No, no, no. My painful discovery was that the wax is NOT a method for easing the pain of hair removal. it is merely a tool to make it more EFFICIENT; by which I mean, allowing some sadist to rip out HUGE amounts of your hair, by the roots, AT ONE TIME! Good Lord — why hadn't this little detail come up before I was in too deep to back out! I knew how painful having my chest hairs pulled out by the roots could be. When my children were infants, I would sometimes hold them up to my chest, and there was nothing quite so painful as when one of the little angels would grab a handful of chest hairs and give it a lusty pull. And just try to pry an infant's hand loose from its grip on your hair sometime. They are incorrigible. I still hold it against my children, even though they are adults now.
At this point, though, I didn't understand what I had gotten myself into. Yet.
So here we were, Helena and I, alone in her little office. And a charming office it was.

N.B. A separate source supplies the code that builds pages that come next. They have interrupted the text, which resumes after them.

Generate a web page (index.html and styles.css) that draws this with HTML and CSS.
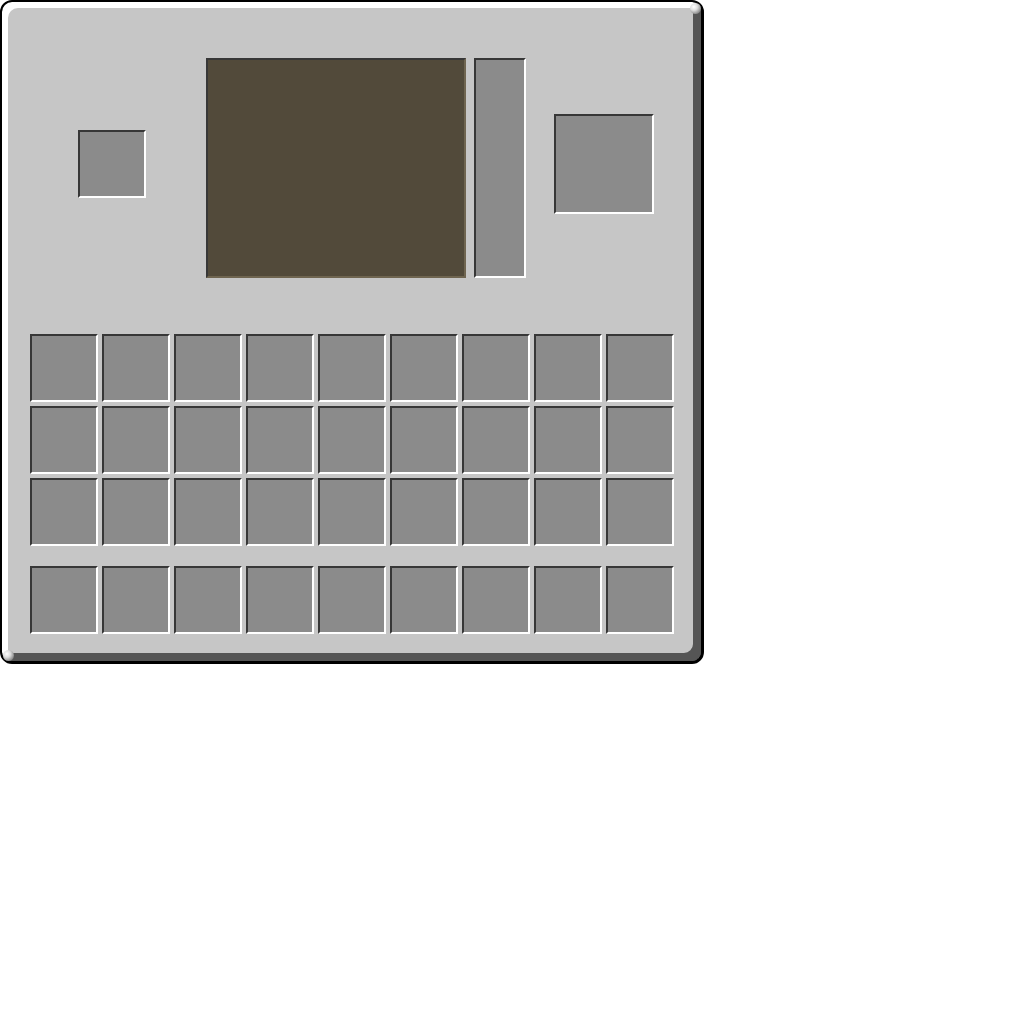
FILE: index.html
```html
<!DOCTYPE html>
<html lang="en">
<head>
    <meta charset="UTF-8">
    <title>Inventory</title>
    <link rel="stylesheet" href="styles.css">
</head>
<body>
    <div class="inventory">
        <div class="top-row">
            <div class="slot small-slot"></div>
            <div class="preview"></div>
            <div class="side-bar"></div>
            <div class="slot result-slot"></div>
        </div>

        <div class="grid" id="mainGrid"></div>
        <div class="grid hotbar" id="hotbar"></div>
    </div>

    <script>
        function fillSlots(id, count) {
            const grid = document.getElementById(id);
            for (let i = 0; i < count; i++) {
                const slot = document.createElement('div');
                slot.className = 'slot';
                grid.appendChild(slot);
            }
        }
        fillSlots('mainGrid', 27);
        fillSlots('hotbar', 9);
    </script>
</body>
</html>
```

FILE: styles.css
```css
body { margin: 0; background-color: #fff; }

.inventory {
    position: relative;
    box-sizing: border-box;
    width: 704px;
    height: 664px;
    padding: 56px 0 0 28px;
    background-color: #c6c6c6;
    border: solid #000;
    border-width: 2px 3px 3px 2px;
    border-radius: 12px;
    box-shadow: inset 6px 6px 0 #fff, inset -8px -8px 0 #555;
}

/* shaded corners where the light and dark edges meet */
.inventory::before,
.inventory::after {
    content: "";
    position: absolute;
    width: 11px;
    height: 11px;
    border-radius: 50%;
    background: radial-gradient(circle at 35% 35%, #fff 0%, #ddd 35%, #888 75%, #555 100%);
}
.inventory::before { top: 1px; right: 0; }
.inventory::after { bottom: 0; left: 1px; }

.top-row { display: flex; align-items: flex-start; height: 220px; }

.slot {
    box-sizing: border-box;
    width: 68px;
    height: 68px;
    background-color: #8b8b8b;
    border: 2px solid;
    border-color: #373737 #fff #fff #373737;
}

.small-slot { margin: 72px 0 0 48px; }

.preview {
    box-sizing: border-box;
    width: 260px;
    height: 220px;
    margin-left: 60px;
    background-color: #524a3a;
    border: 2px solid;
    border-color: #373737 #6f6550 #6f6550 #373737;
}

.side-bar {
    box-sizing: border-box;
    width: 52px;
    height: 220px;
    margin-left: 8px;
    background-color: #8b8b8b;
    border: 2px solid;
    border-color: #373737 #fff #fff #373737;
}

.result-slot { width: 100px; height: 100px; margin: 56px 0 0 28px; }

.grid {
    display: grid;
    grid-template-columns: repeat(9, 68px);
    gap: 4px;
    margin-top: 56px;
}

.hotbar { margin-top: 20px; }
```
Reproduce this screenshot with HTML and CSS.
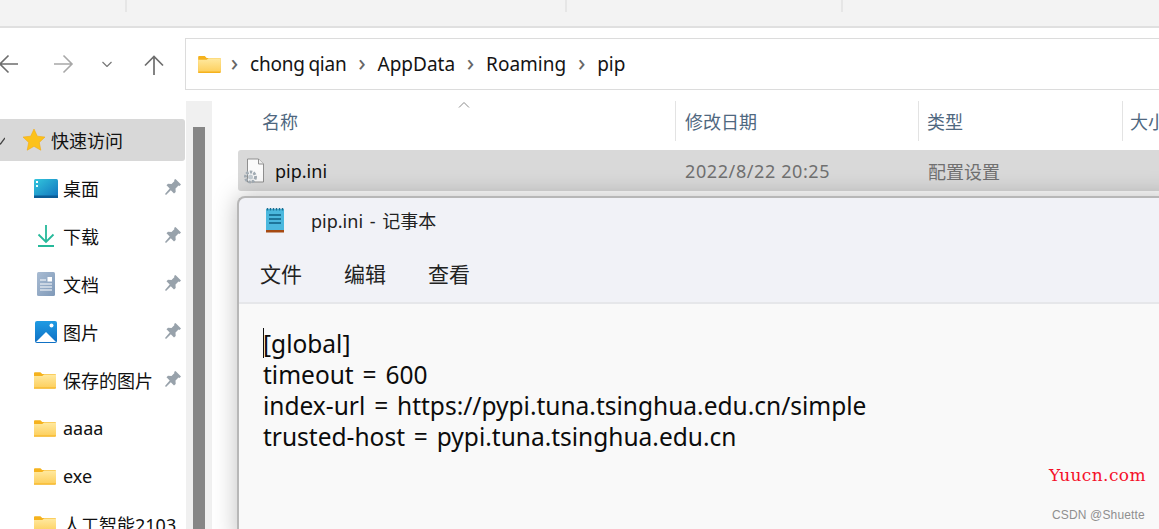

Lovely pictures of family on the wall, and vacations, and scenic vistas. Helena turned on some easy listening music, that might have put me to sleep under other circumstances, and lit a bit of incense to relax me. I didn't understand the need for relaxation at the time. I was completely relaxed, because I didn't have a clue about what was coming.
Soon, that charming young woman was using an electronic pot to heat the wax. In retrospect, I think of it as something of a mini-cauldron. I didn't actually hear it, but I'm sure that she was muttering over the brew — "Boil, bubble, toil and trouble." She announced that the wax was ready. Helena would start with my back.
"That way," she told me. "if you want to stop, we can just do your back, and not do the chest." I'm sure that the quizzical look on my face would have told her I didn't comprehend why we wouldn't do the entire thing. Wise for her years is Helena; she didn't try to enlighten me further.
I finally asked about what she put on to soften the skin make the hairs come out more easily.
"Nothing." came the bleak reply. What did she mean, nothing?